"Lost futures" as traps

Still gathering stuff about "failed futures" for a project, I ran across this interview of Matt Jones by Adaptive Path peeps that is very insightful. Some excerpts I found relevant for my project:

"RF: You’ve mentioned the danger of “lost futures,” based on the success of a given device. One model becomes wildly popular, and other, more interesting ways of looking at the problem get cast aside… or at least ignored when they could be doing the most good.

MJ: Exactly - the gravity well of the iPhone is going to be hard for anyone developing innovative UIs to escape for the next few years. In hardware, you’re subject to the determinism of sourcing components.

RF: Our friends the cognitive anthropologists have warned us about the implications of subscribing to the wrong cognitive artifacts…

MJ: So everyone for the last 2/3 years has been offered the same touchscreen components more or less by a few suppliers. And we all (more or less) have similar dimensions we can work within in a touch UI.

RF: So thinking in hardware becomes even more constrained?
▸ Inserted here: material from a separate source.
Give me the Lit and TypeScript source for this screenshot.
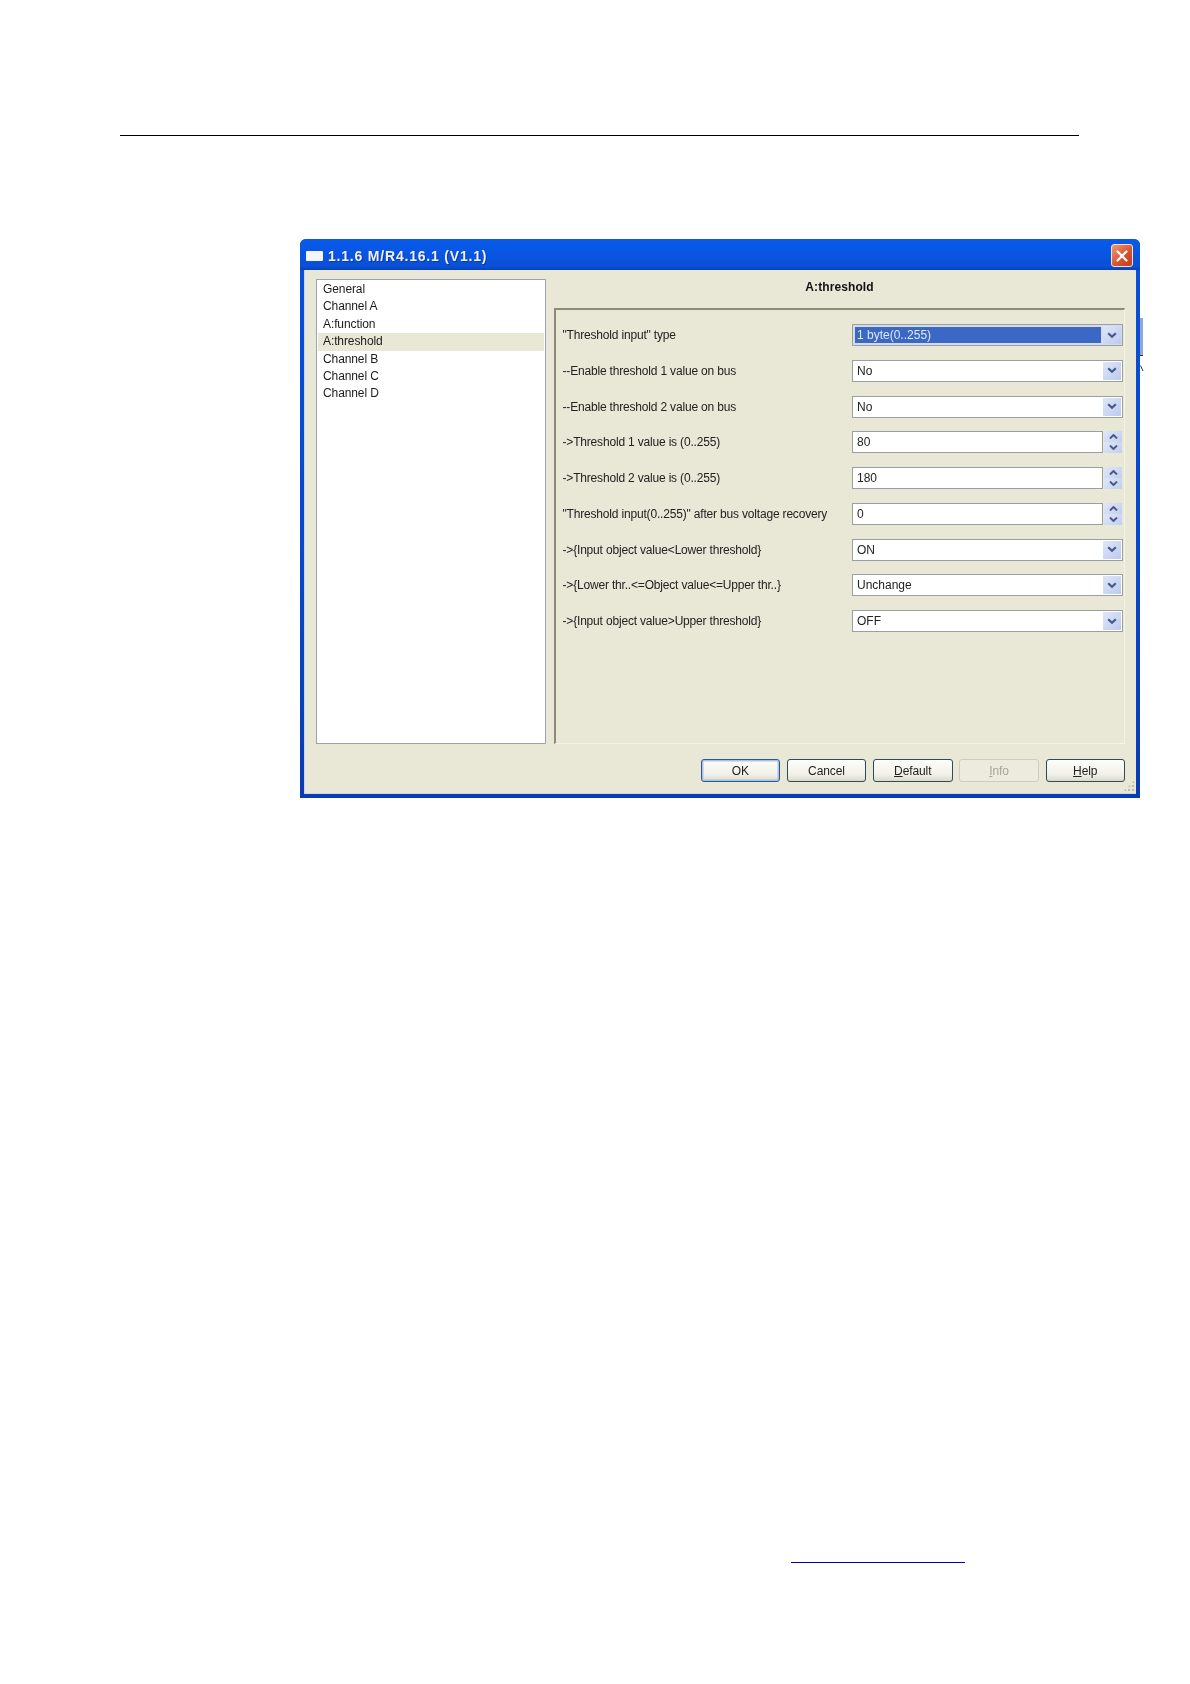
import { LitElement, html, css } from "lit";
import { customElement } from "lit/decorators.js";

type Row = { label: string; value: string; kind: "select" | "spin"; active?: boolean };

const ROWS: Row[] = [
  { label: '"Threshold input" type', value: "1 byte(0..255)", kind: "select", active: true },
  { label: "--Enable threshold 1 value on bus", value: "No", kind: "select" },
  { label: "--Enable threshold 2 value on bus", value: "No", kind: "select" },
  { label: "->Threshold 1 value is (0..255)", value: "80", kind: "spin" },
  { label: "->Threshold 2 value is (0..255)", value: "180", kind: "spin" },
  { label: '"Threshold input(0..255)" after bus voltage recovery', value: "0", kind: "spin" },
  { label: "->{Input object value<Lower threshold}", value: "ON", kind: "select" },
  { label: "->{Lower thr..<=Object value<=Upper thr..}", value: "Unchange", kind: "select" },
  { label: "->{Input object value>Upper threshold}", value: "OFF", kind: "select" },
];

const NAV = ["General", "Channel A", "A:function", "A:threshold", "Channel B", "Channel C", "Channel D"];

@customElement("app-root")
export class AppRoot extends LitElement {
  static styles = css`
    :host {
      display: block;
      width: 1190px;
      height: 1684px;
      background: #fff;
      overflow: hidden;
      font-family: "Liberation Sans", Arial, sans-serif;
      font-size: 12px;
      color: #1c1c1c;
    }
    .page { display: flex; flex-direction: column; padding-top: 135px; }
    .rule { height: 1px; background: #000; margin: 0 111px 0 120px; }
    .dialog {
      width: 840px; height: 559px; margin: 103px 0 0 300px;
      box-sizing: border-box; background: linear-gradient(#0a50d8, #0a46c8 60%, #0a3cb4);
      border-radius: 6px 6px 0 0; display: flex; flex-direction: column;
      padding: 0 4px 4px 4px; position: relative; filter: blur(0.35px);
    }
    .titlebar {
      height: 31px; flex: none; display: flex; align-items: center; box-sizing: border-box;
      background: linear-gradient(#0a5ae6, #0858e8 30%, #0a4fd6 90%, #0840b8);
      margin: 0 -4px; padding: 3px 7px 0 6px;
      border-radius: 6px 6px 0 0; gap: 5px;
    }
    .winicon { width: 17px; height: 10px; background: #f4f6fb; border-radius: 1px; margin-top: -1px; }
    .wintitle {
      flex: 1; color: #eef1f8; font-weight: 700; font-size: 14px; letter-spacing: 0.8px;
      text-shadow: 1px 1px 0 #0a3aa0;
    }
    .close {
      width: 22px; height: 23px; box-sizing: border-box; border: 1px solid #f0e0d8; border-radius: 3px;
      background: linear-gradient(135deg, #ee9a78, #d9502a 60%, #c23c18);
      display: flex; align-items: center; justify-content: center; margin-top: -1px;
    }
    .body {
      flex: 1; background: #e9e7d6; display: flex; flex-direction: column;
      border-left: 1px solid #cdd6e8; border-bottom: 1px solid #cdd6e8;
      padding: 9px 11px 0 11px; min-height: 0; position: relative;
    }
    .main { display: flex; gap: 8px; height: 465px; flex: none; }
    .list {
      width: 230px; flex: none; box-sizing: border-box; background: #fff;
      border: 1px solid #9aa4ad; padding: 1px; display: flex; flex-direction: column;
    }
    .item { height: 17.4px; line-height: 17.4px; padding-left: 5px; font-size: 12px; letter-spacing: -0.1px; }
    .item.sel { background: #e9e7d6; }
    .pane { flex: 1; display: flex; flex-direction: column; }
    .panetitle {
      height: 16px; padding-bottom: 13px; flex: none; display: flex; align-items: center; justify-content: center;
      font-weight: 700; font-size: 12px; color: #111; letter-spacing: 0.1px;
    }
    .panel {
      flex: 1; box-sizing: border-box;
      border-top: 2px solid #8d8a78; border-left: 2px solid #8d8a78;
      border-right: 1px solid #f4f3e8; border-bottom: 1px solid #f4f3e8;
      padding: 14px 1px 0 6.5px; display: flex; flex-direction: column; gap: 13.75px;
    }
    .row { display: flex; align-items: center; height: 22px; }
    .lbl { width: 289.5px; flex: none; font-size: 12px; letter-spacing: -0.18px; color: #222; white-space: nowrap; }
    .ctrl { flex: 1; display: flex; height: 22px; min-width: 0; }
    .box {
      flex: 1; box-sizing: border-box; height: 22px; background: #fff;
      border: 1px solid #9a9f9f; display: flex; align-items: stretch;
      padding: 0 1px 0 0; font-size: 12px; color: #222; min-width: 0;
    }
    .val { flex: 1; display: flex; align-items: center; margin: 2px 2px; padding-left: 2px; }
    .active .box { background: #d4dcec; }
    .active .val { background: #3a68c4; color: #dfe8f8; }
    .drop {
      width: 18px; margin: 1px 0; flex: none; background: linear-gradient(135deg, #dfe6f7, #bccaee);
      display: flex; align-items: center; justify-content: center;
    }
    .spin { width: 20px; flex: none; display: flex; flex-direction: column; padding: 0 1px 0 1px; box-sizing: border-box; }
    .sb {
      flex: 1; background: linear-gradient(135deg, #dfe6f7, #c3cfee);
      display: flex; align-items: center; justify-content: center;
    }
    .buttons { display: flex; gap: 6.75px; justify-content: flex-end; margin-top: 15px; }
    .btn {
      width: 79.5px; height: 23px; box-sizing: border-box; border: 1px solid #2f4a5c; border-radius: 3px;
      background: linear-gradient(#fdfdfa, #f1f0e8 70%, #dcd9cb);
      display: flex; align-items: center; justify-content: center; font-size: 12px; color: #222;
      letter-spacing: -0.1px;
    }
    .btn.def { border-color: #2c5a8c; box-shadow: inset 0 0 0 1.5px #a9c2e6; }
    .btn.off { border-color: #cfcdbd; background: #edebdd; color: #a8a698; }
    .btn u { text-underline-offset: 1px; }
    .grip {
      position: absolute; right: 1px; bottom: 1px; width: 12px; height: 12px;
      background-image: radial-gradient(#bdbaa8 1px, transparent 1.2px);
      background-size: 4px 4px;
      clip-path: polygon(100% 0, 100% 100%, 0 100%);
    }
    .peek { position: absolute; left: 100%; top: 79px; width: 3px; height: 37px; background: #8fa8d8; border-bottom: 1px solid #333; }
    .mark { position: absolute; left: 100%; top: 126px; display: flex; }
    .link { height: 1px; width: 174px; background: #0000a8; margin: 764px 0 0 791px; }
  `;

  private chevron() {
    return html`<svg width="10" height="7" viewBox="0 0 10 7"><path d="M1.2 1.2 5 4.8 8.8 1.2" fill="none" stroke="#44598a" stroke-width="2.2"/></svg>`;
  }

  private arrow(up: boolean) {
    return html`<svg width="9" height="5" viewBox="0 0 9 5"><path d="${up ? "M1 4.5 4.5 1 8 4.5" : "M1 .5 4.5 4 8 .5"}" fill="none" stroke="#44598a" stroke-width="1.9"/></svg>`;
  }

  private control(r: Row) {
    if (r.kind === "select") {
      return html`<div class="ctrl ${r.active ? "active" : ""}">
        <div class="box"><span class="val">${r.value}</span><span class="drop">${this.chevron()}</span></div>
      </div>`;
    }
    return html`<div class="ctrl">
      <div class="box"><span class="val">${r.value}</span></div>
      <div class="spin">
        <span class="sb">${this.arrow(true)}</span>
        <span class="sb">${this.arrow(false)}</span>
      </div>
    </div>`;
  }

  render() {
    return html`<div class="page">
      <div class="rule"></div>
      <div class="dialog">
        <div class="titlebar">
          <span class="winicon"></span>
          <span class="wintitle">1.1.6 M/R4.16.1 (V1.1)</span>
          <span class="close"><svg width="14" height="14" viewBox="0 0 14 14"><path d="M2.5 2.5 11.5 11.5M11.5 2.5 2.5 11.5" stroke="#fff" stroke-width="2.2" stroke-linecap="round"/></svg></span>
        </div>
        <div class="body">
          <div class="main">
            <div class="list">
              ${NAV.map((n) => html`<div class="item ${n === "A:threshold" ? "sel" : ""}">${n}</div>`)}
            </div>
            <div class="pane">
              <div class="panetitle">A:threshold</div>
              <div class="panel">
                ${ROWS.map((r) => html`<div class="row"><span class="lbl">${r.label}</span>${this.control(r)}</div>`)}
              </div>
            </div>
          </div>
          <div class="buttons">
            <span class="btn def">OK</span>
            <span class="btn">Cancel</span>
            <span class="btn"><span><u>D</u>efault</span></span>
            <span class="btn off"><span><u>I</u>nfo</span></span>
            <span class="btn"><span><u>H</u>elp</span></span>
          </div>
          <span class="grip"></span>
        </div>
        <span class="peek"></span>
        <span class="mark"><svg width="4" height="7" viewBox="0 0 4 7"><path d="M0.5 0.5 3 6" fill="none" stroke="#333" stroke-width="1"/></svg></span>
      </div>
      <div class="link"></div>
    </div>`;
  }
}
MJ: To an extent. UIs will not be so diverse in the next few years… inside a BigDeviceCo you’re going to find it hard to justify the investment in the out-there stuff (as always). But there’s still innovation a plenty to come, its just that for the next few years it’ll be all 16:9 touchscreens, I guess. And then… hopefully someone will Wii on their parade and breakthrough with something as different as the iPhone was to the existing crop of smartphones. That’s my hope anyway. And I think it might be in the area of physical/gestural interfaces, matched with ambient/visualisation tech to give us more natural ‘Everyware‘."

Why do I blog this? I am trying to collect material about what Jones calls "lost future" (in design+foresight), I quite like his stance here, not only about the example discussed (that 16:9 touchscreen device coming from Cupertino) but, rather, its possible consequence: how it eclipses other innovation. There are different consequences of failed futures, some are about traps like in this examples; others are about perpetuation of wrong ideas.